Task goal:
Copy whichever lines contain the string "React".

------------------------------------------------

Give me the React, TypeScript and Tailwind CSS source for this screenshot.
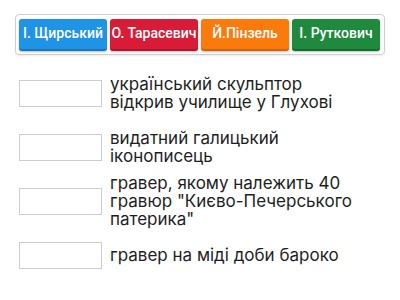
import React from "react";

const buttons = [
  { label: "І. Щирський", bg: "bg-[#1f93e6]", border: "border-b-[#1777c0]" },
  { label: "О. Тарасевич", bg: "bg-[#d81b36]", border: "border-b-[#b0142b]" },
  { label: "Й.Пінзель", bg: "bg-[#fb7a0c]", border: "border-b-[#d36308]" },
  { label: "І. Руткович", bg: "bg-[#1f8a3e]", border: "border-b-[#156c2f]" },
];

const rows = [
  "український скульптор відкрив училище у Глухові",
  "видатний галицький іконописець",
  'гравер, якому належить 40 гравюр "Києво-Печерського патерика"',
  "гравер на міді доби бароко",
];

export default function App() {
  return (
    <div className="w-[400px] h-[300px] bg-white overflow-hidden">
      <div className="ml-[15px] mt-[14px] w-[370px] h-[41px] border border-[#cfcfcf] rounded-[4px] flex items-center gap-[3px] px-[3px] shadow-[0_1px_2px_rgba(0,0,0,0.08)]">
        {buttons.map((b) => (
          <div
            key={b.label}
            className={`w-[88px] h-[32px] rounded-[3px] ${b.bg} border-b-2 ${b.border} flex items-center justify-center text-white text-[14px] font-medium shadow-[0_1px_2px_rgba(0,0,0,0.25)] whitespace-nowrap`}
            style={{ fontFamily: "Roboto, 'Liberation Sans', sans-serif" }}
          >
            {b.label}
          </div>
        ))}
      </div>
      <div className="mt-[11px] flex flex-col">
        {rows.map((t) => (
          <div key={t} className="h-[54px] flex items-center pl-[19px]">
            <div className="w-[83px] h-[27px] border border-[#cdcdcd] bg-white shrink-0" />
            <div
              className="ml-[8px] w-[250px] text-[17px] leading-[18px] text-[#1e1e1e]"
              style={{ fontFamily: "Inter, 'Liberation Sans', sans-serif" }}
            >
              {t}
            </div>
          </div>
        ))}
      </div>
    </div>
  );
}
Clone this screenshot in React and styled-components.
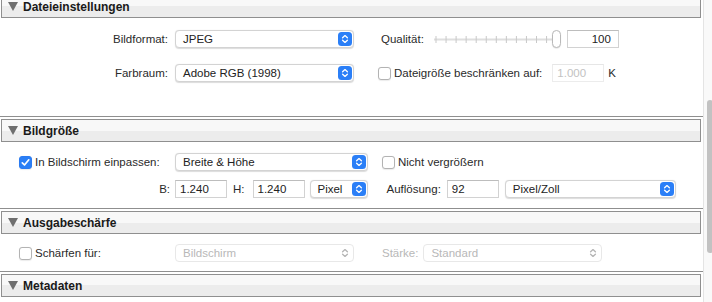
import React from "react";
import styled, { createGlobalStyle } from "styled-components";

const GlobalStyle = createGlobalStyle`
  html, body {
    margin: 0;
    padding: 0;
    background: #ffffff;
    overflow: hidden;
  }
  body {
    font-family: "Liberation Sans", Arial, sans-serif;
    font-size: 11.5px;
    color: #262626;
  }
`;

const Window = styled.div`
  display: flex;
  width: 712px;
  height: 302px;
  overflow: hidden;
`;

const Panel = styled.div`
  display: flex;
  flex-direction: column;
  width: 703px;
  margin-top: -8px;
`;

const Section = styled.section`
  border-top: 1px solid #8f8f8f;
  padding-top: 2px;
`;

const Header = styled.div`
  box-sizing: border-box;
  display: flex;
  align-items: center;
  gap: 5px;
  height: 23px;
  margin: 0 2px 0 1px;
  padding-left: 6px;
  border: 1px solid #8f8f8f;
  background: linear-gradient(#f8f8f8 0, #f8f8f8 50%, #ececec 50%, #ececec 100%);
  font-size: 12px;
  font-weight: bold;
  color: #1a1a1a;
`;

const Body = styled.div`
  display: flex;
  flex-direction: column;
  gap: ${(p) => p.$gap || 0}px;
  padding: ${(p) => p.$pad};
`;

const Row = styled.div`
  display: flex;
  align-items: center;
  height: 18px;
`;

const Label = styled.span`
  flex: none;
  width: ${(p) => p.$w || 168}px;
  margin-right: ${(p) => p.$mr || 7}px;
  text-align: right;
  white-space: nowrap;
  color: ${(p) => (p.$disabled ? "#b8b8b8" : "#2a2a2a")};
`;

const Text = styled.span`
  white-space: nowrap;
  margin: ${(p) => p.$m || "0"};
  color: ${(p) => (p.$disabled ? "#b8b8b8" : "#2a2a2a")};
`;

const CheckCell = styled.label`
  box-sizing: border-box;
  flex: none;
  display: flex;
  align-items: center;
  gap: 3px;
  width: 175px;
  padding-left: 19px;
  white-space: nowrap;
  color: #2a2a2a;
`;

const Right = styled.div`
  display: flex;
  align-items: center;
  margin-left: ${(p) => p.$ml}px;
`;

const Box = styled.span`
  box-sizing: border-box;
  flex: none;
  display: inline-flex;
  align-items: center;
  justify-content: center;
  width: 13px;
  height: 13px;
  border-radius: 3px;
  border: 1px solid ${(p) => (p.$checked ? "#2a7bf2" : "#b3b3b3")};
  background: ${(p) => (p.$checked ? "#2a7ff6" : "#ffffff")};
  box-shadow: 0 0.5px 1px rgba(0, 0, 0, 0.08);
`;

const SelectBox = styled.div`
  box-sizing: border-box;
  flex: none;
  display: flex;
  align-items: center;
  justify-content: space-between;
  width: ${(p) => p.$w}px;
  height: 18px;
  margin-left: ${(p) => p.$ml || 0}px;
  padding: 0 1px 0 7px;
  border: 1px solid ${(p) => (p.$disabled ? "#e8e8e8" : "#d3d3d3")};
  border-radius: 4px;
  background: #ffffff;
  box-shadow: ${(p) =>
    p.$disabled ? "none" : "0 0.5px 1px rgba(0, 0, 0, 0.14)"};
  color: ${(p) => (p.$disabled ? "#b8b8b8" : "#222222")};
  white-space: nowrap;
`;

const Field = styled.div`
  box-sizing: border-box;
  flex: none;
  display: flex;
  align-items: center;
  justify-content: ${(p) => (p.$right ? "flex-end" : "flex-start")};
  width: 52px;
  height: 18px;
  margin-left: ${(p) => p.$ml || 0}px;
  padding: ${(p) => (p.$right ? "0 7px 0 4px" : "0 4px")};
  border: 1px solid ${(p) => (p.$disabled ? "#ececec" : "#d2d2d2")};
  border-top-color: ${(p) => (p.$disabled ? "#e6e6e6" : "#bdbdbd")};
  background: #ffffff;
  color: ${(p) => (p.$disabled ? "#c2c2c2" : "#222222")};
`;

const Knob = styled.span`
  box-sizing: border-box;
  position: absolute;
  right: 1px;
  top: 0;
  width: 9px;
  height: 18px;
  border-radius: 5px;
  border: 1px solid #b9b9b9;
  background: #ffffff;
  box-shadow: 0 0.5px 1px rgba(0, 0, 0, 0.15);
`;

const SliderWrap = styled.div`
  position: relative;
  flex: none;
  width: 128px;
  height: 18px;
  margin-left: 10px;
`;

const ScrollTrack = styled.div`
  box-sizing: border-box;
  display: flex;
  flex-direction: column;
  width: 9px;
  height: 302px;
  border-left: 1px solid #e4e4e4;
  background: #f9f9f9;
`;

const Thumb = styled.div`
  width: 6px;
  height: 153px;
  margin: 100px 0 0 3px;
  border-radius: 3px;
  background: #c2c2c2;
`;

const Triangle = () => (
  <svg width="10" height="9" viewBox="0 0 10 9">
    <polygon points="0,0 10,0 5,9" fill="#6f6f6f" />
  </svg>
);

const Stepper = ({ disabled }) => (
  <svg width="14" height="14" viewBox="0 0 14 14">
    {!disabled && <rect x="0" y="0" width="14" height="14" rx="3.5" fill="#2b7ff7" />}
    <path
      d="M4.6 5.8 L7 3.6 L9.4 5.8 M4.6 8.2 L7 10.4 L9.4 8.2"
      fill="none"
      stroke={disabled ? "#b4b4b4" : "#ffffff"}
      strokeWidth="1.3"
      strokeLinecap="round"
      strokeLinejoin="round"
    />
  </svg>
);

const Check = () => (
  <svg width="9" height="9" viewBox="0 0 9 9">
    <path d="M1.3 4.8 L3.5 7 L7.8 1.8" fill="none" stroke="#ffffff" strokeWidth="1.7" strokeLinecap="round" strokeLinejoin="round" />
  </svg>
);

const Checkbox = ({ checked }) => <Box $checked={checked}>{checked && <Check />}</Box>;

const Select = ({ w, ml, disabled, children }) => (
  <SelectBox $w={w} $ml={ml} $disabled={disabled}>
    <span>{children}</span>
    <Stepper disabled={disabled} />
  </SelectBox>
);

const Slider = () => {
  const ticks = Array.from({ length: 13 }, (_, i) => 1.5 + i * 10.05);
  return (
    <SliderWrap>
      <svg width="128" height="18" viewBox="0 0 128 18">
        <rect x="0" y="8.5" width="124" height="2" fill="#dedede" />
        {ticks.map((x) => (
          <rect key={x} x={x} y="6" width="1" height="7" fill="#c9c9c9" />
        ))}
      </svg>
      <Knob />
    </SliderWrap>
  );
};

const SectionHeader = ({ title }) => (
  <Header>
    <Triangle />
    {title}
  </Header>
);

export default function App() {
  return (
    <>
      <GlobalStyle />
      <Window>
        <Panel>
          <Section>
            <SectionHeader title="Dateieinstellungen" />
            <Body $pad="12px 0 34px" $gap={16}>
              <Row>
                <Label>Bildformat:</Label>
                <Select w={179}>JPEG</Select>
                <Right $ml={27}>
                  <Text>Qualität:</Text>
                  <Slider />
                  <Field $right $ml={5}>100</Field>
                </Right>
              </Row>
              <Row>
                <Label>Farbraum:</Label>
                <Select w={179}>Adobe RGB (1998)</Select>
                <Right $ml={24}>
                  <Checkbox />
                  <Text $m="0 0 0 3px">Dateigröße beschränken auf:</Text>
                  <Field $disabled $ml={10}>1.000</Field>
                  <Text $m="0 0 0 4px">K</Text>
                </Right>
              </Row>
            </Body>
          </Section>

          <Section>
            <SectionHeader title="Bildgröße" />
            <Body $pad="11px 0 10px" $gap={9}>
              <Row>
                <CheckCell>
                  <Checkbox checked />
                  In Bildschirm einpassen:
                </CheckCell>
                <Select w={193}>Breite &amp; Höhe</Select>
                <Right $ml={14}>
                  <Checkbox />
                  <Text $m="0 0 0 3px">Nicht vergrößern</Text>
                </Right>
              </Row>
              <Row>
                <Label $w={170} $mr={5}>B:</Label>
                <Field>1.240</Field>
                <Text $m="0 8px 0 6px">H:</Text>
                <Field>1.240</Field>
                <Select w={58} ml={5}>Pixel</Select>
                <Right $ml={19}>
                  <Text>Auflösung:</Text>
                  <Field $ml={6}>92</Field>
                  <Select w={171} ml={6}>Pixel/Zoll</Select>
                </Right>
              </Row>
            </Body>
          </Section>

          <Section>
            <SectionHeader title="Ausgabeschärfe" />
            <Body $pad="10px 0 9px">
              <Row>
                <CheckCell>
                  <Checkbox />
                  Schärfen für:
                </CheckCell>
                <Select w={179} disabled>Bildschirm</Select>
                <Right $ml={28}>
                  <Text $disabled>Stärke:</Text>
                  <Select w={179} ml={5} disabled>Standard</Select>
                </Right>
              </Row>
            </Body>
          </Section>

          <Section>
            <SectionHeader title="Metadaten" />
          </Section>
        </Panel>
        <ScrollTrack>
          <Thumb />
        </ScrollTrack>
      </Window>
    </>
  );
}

------------------------------------------------

Exercise result:
Give me the React, TypeScript and Tailwind CSS source for this screenshot.
import React from "react";
Clone this screenshot in React and styled-components.
import React from "react";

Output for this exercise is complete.